Attempting To Create A Gaming Canon
David Thomas writes "There's a newly posted list of games every developer should know over at Costik.com, and a similar recent attempt at The Ludologist - both articles concern the idea of a 'canon' of games. Like a literary canon, the idea is there is a list of classic games anyone serious about games should have played, in the same way any serious lit person will have read through the canon of literary works." Gentlemen, look over the lists, and please start your heckling now.
Having just come out of a liberal arts program, I know all too well that there is a great deal of contemporary scholarship bemoaning the fact that there is a canon. Say what you will about it, but post-modern scholarship is quite right when it says that the very existence of a canon restrains us. While it might make indoctrination more efficient, all a canon really is is a set of volumes (of whatever media) that some self-proclaimed experts say are required to appreciate said media. That creates a power structure in at least an abstract sense between the canon-makers and the canon-supplicants. And what do these people really know?
There is only one purpose of a canon. There is an established structure of experts, and they're worried that the "common people" don't appreciate games the way they do, thus trivilizing them. So in order to indoctrinate them with similar value systems (even about video games) they manufacture a canon defining what they claim is "good" in a video game.
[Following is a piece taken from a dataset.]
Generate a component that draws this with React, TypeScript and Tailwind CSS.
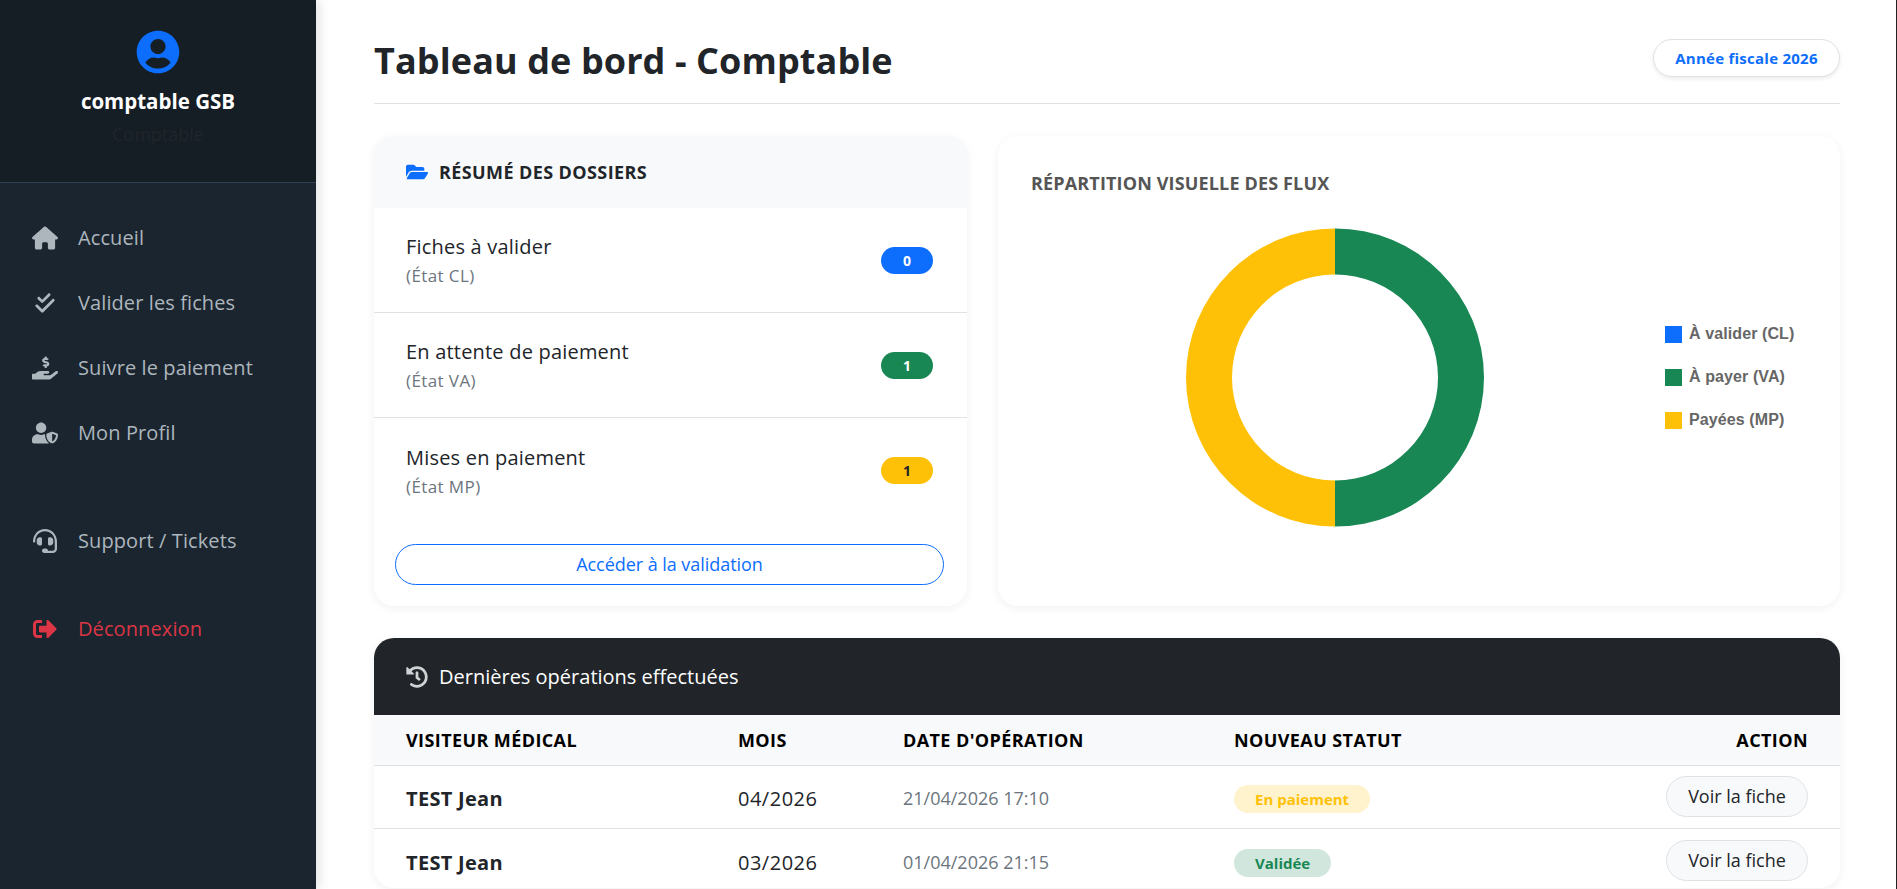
import { FaHandHoldingUsd, FaUserShield, FaHeadset, FaSignOutAlt, FaFolderOpen, FaHistory, FaUserCircle } from "react-icons/fa";
import { FaCheckDouble, FaHouse } from "react-icons/fa6";

const nav = [
  { icon: FaHouse, label: "Accueil", cls: "mb-[29px]", size: "text-[26px]" },
  { icon: FaCheckDouble, label: "Valider les fiches", cls: "mb-[29px]", size: "text-[22px]" },
  { icon: FaHandHoldingUsd, label: "Suivre le paiement", cls: "mb-[29px]", size: "text-[26px]" },
  { icon: FaUserShield, label: "Mon Profil", cls: "mb-[72px]", size: "text-[28px]" },
  { icon: FaHeadset, label: "Support / Tickets", cls: "mb-[52px]", size: "text-[24px]" },
];

const dossiers = [
  { title: "Fiches à valider", sub: "(État CL)", n: 0, badge: "bg-[#0d6efd] text-white" },
  { title: "En attente de paiement", sub: "(État VA)", n: 1, badge: "bg-[#198754] text-white" },
  { title: "Mises en paiement", sub: "(État MP)", n: 1, badge: "bg-[#ffc107] text-[#212529]" },
];

const legend = [
  { label: "À valider (CL)", color: "bg-[#0d6efd]" },
  { label: "À payer (VA)", color: "bg-[#198754]" },
  { label: "Payées (MP)", color: "bg-[#ffc107]" },
];

const ops = [
  { who: "TEST Jean", month: "04/2026", date: "21/04/2026 17:10", status: "En paiement", st: "bg-[#fff3cd] text-[#ffc107]", row: "h-[63px] border-b border-[#dee2e6]" },
  { who: "TEST Jean", month: "03/2026", date: "01/04/2026 21:15", status: "Validée", st: "bg-[#d1e7dd] text-[#198754]", row: "h-[65px]" },
];

const font = "font-['Open_Sans','Noto_Sans',sans-serif]";

export default function App() {
  return (
    <div className={`flex h-[889px] overflow-hidden border-r border-[#222] bg-white text-[#212529] ${font}`}>
      {/* Sidebar */}
      <aside className="relative z-10 w-[316px] shrink-0 bg-[#1a252f] shadow-[4px_0_10px_rgba(0,0,0,0.1)]">
        <div className="flex h-[183px] flex-col items-center border-b border-[#2c3e50] bg-[#151d25] pt-[30px]">
          <FaUserCircle className="text-[44px] text-[#0d6efd]" />
          <div className="mt-[13px] text-[20.5px] leading-[28px] font-bold text-white">comptable GSB</div>
          <div className="mt-[7px] text-[18px] leading-[24px] text-[#212529]">Comptable</div>
        </div>
        <nav className="px-[32px] pt-[37px]">
          {nav.map((item) => (
            <div key={item.label} className={`flex h-[36px] items-center text-[#adb5bd] ${item.cls}`}>
              <span className="flex w-[46px] shrink-0">
                <span className="flex w-[26px] justify-center"><item.icon className={item.size} /></span>
              </span>
              <span className="text-[20px] tracking-[0.1px]">{item.label}</span>
            </div>
          ))}
          <div className="flex h-[36px] items-center text-[#dc3545]">
            <span className="flex w-[46px] shrink-0">
              <span className="flex w-[26px] justify-center"><FaSignOutAlt className="text-[24px]" /></span>
            </span>
            <span className="text-[20px] tracking-[0.1px]">Déconnexion</span>
          </div>
        </nav>
      </aside>

      {/* Main */}
      <main className="min-w-0 flex-1 pt-[24px] pr-[56px] pl-[58px]">
        <header className="flex h-[80px] items-start justify-between border-b border-[#dee2e6]">
          <h1 className="mt-[13px] text-[36px] leading-[48px] font-bold tracking-[0.1px]">Tableau de bord - Comptable</h1>
          <div className="mt-[15px] flex h-[38px] w-[187px] items-center justify-center rounded-full border border-[#dee2e6] bg-white text-[15px] font-bold tracking-[0.25px] text-[#0d6efd] shadow-[0_2px_4px_rgba(0,0,0,0.08)]">
            Année fiscale 2026
          </div>
        </header>

        <div className="mt-[32px] flex gap-[31px]">
          {/* Résumé */}
          <section className="h-[470px] w-[593px] overflow-hidden rounded-[20px] bg-white shadow-[0_2px_10px_rgba(0,0,0,0.06)]">
            <div className="flex h-[72px] items-center gap-[11px] bg-[#f8f9fa] px-[32px]">
              <FaFolderOpen className="text-[22px] text-[#0d6efd]" />
              <span className="text-[18px] font-bold tracking-[0.4px]">RÉSUMÉ DES DOSSIERS</span>
            </div>
            {dossiers.map((d, i) => (
              <div key={d.title} className={`flex h-[105px] items-center justify-between pr-[34px] pl-[32px] ${i < 2 ? "border-b border-[#dee2e6]" : ""}`}>
                <div className="pt-[1px]">
                  <div className="text-[20px] leading-[30px] tracking-[0.2px]">{d.title}</div>
                  <div className="text-[17px] leading-[27px] tracking-[0.4px] text-[#6c757d]">{d.sub}</div>
                </div>
                <span className={`flex h-[27px] w-[52px] items-center justify-center rounded-full text-[14px] font-bold ${d.badge}`}>{d.n}</span>
              </div>
            ))}
            <div className="pt-[21px] pr-[23px] pl-[21px]">
              <button className="h-[41px] w-full rounded-full border border-[#0d6efd] text-[18px] tracking-[-0.05px] text-[#0d6efd]">Accéder à la validation</button>
            </div>
          </section>

          {/* Flux */}
          <section className="flex h-[470px] flex-1 flex-col rounded-[20px] bg-white px-[33px] pt-[35px] shadow-[0_2px_10px_rgba(0,0,0,0.06)]">
            <h2 className="text-[18px] leading-[24px] font-bold tracking-[0.15px] text-[#555]">RÉPARTITION VISUELLE DES FLUX</h2>
            <div className="flex items-center pt-[33px]">
              <div className="ml-[154px] h-[300px] w-[300px]">
                <svg viewBox="0 0 300 300" className="h-full w-full">
                  <path d="M150 .5 A149 149 0 0 1 150 298.5 L150 252.5 A103 103 0 0 0 150 46.5 Z" fill="#198754" />
                  <path d="M150 .5 A149 149 0 0 0 150 298.5 L150 252.5 A103 103 0 0 1 150 46.5 Z" fill="#ffc107" />
                </svg>
              </div>
              <ul className="mb-[2px] ml-[180px] flex flex-col gap-[26px] font-['Liberation_Sans',sans-serif] text-[16px] font-bold tracking-[0.1px] text-[#666]">
                {legend.map((l) => (
                  <li key={l.label} className="flex h-[17px] items-center gap-[7px] whitespace-nowrap">
                    <span className={`h-[17px] w-[17px] ${l.color}`} />
                    {l.label}
                  </li>
                ))}
              </ul>
            </div>
          </section>
        </div>

        {/* Opérations */}
        <section className="mt-[32px] h-[250px] overflow-hidden rounded-[20px] bg-white shadow-[0_2px_10px_rgba(0,0,0,0.06)]">
          <div className="flex h-[77px] items-center gap-[11px] bg-[#212529] px-[32px] text-white">
            <FaHistory className="text-[22px] text-[#d0d2d4]" />
            <span className="pt-[1px] text-[20px]">Dernières opérations effectuées</span>
          </div>
          <table className="w-full table-fixed border-collapse text-left">
            <thead>
              <tr className="h-[50px] border-b border-[#dee2e6] bg-[#f8f9fa] text-[18px] font-bold tracking-[0.4px] text-black">
                <th className="w-[364px] pt-[1px] pl-[32px]">VISITEUR MÉDICAL</th>
                <th className="w-[165px] pt-[1px]">MOIS</th>
                <th className="w-[331px] pt-[1px]">DATE D'OPÉRATION</th>
                <th className="pt-[1px]">NOUVEAU STATUT</th>
                <th className="pt-[1px] pr-[32px] text-right">ACTION</th>
              </tr>
            </thead>
            <tbody>
              {ops.map((o) => (
                <tr key={o.date} className={o.row}>
                  <td className="pt-[4px] pl-[32px] text-[20px] font-bold tracking-[0.3px]">{o.who}</td>
                  <td className="pt-[4px] text-[20px] tracking-[0.5px]">{o.month}</td>
                  <td className="pt-[3px] text-[18px] text-[#6c757d]">{o.date}</td>
                  <td className="pt-[5px]">
                    <span className="inline-flex">
                      <span className={`flex h-[28px] items-center rounded-full px-[21px] text-[15px] font-bold ${o.st}`}>{o.status}</span>
                    </span>
                  </td>
                  <td className="pr-[32px] text-right">
                    <button className="h-[41px] w-[142px] rounded-full border border-[#dee2e6] bg-[#f8f9fa] text-[18px] text-[#212529]">Voir la fiche</button>
                  </td>
                </tr>
              ))}
            </tbody>
          </table>
        </section>
      </main>
    </div>
  );
}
Fuck that! Like most social structures, groups of critics judge games with 90% finger-in-the-wind and 10% what they actually let themselves think for themselves. Suuure, Black and White is a reallly great game. Thanks, IGN/GameSpot/your favorite gaming rag. Are these the people who should decide what is "important" or "critical" to play before you can "properly appreciate" games?
What is wrong with exploring for yourself?
I don't want to sound to matrixy, but in the end, it's all about control. Organisations like EA will eat this shit up.
S[0o0]2
You go with 4 because it was a turning point. The first three were ad-hoc, do what you will games. Ultima 4 introduced the concept of the Avatar, and actually had you do something other than dungeon-crawl and kill everything in sight. It required you to actually role-play the virtuous avatar of Lord British if you wanted to finish the game - cheating the shopkeepers for magic ingredients is a nice way to get ahead early on, but you will need to make up for it later on.
Just because 6 or 7 were towards the end of the list, doesn't mean they were specifically innovative in one way or another - I can't comment on these directly because I haven't played them.
What I would've liked to see was Ultima Underworld, which was a good early take on 3d environments in an RPG.